False Priest, Of Montreal (Polyvinyl/P-Vine): Jon Brion allows Kevin Barnes’ inner Prince to make a fool of himself; quite a feat considering how out there Barnes already was, and wholly satisfying considering how much of a dedicated showman he’s become. Even better, both Solange and Janelle guest. How’s that for out there?
Sir Lucious Left Foot…The Son of Chico Dusty, Big Boi (Def Jam): Half of Outkast is better than none.
Bad Reputation, Pierre de Gaillande (Barbes): A French-American (or American-French) musician translates the songs of chanson artist Georges Brassens into very literal English.
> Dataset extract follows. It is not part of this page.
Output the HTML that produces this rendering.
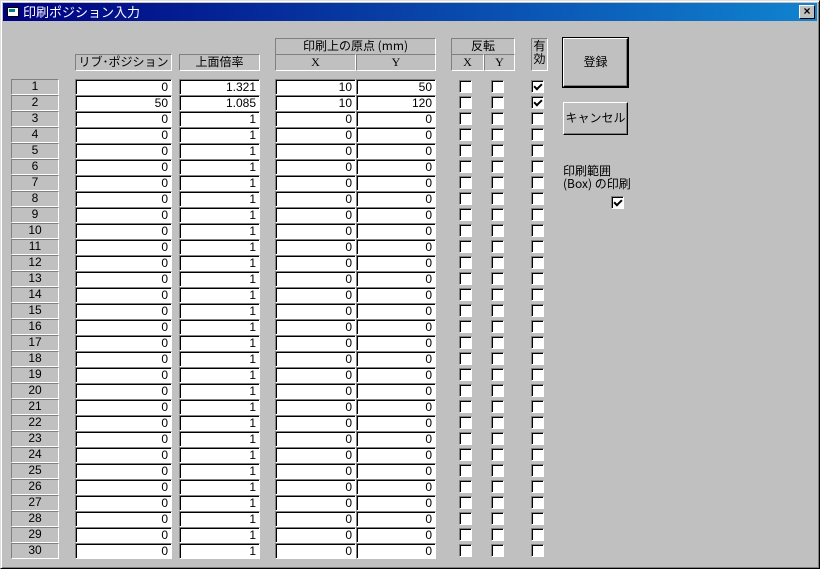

Obviously not the hip-hop album of the year, but Brassens may have been the original gangsta.
Everything in Between, No Age (Sub Pop/P-Vine): Randy Randall and Dean Spunt are compelling as underground noisemakers because to them volume is something with unlimited possibility.
This Is Happening, LCD Soundsystem (DFA/EMI): James Murphy, the most recognizably human indie artist in America, starts with rock but always ends with dance, which better suits his lyrical non sequiturs.
You Are Not Alone, Mavis Staples (Anti-/Sony): Jeff Tweedy’s relationship to gospel is secondhand but his understanding of Mavis Staples’ gifts is profound. Most of these songs are gospel standards, but the producer isn’t afraid to lead the singer into uncharted waters, and she navigates them like a champ.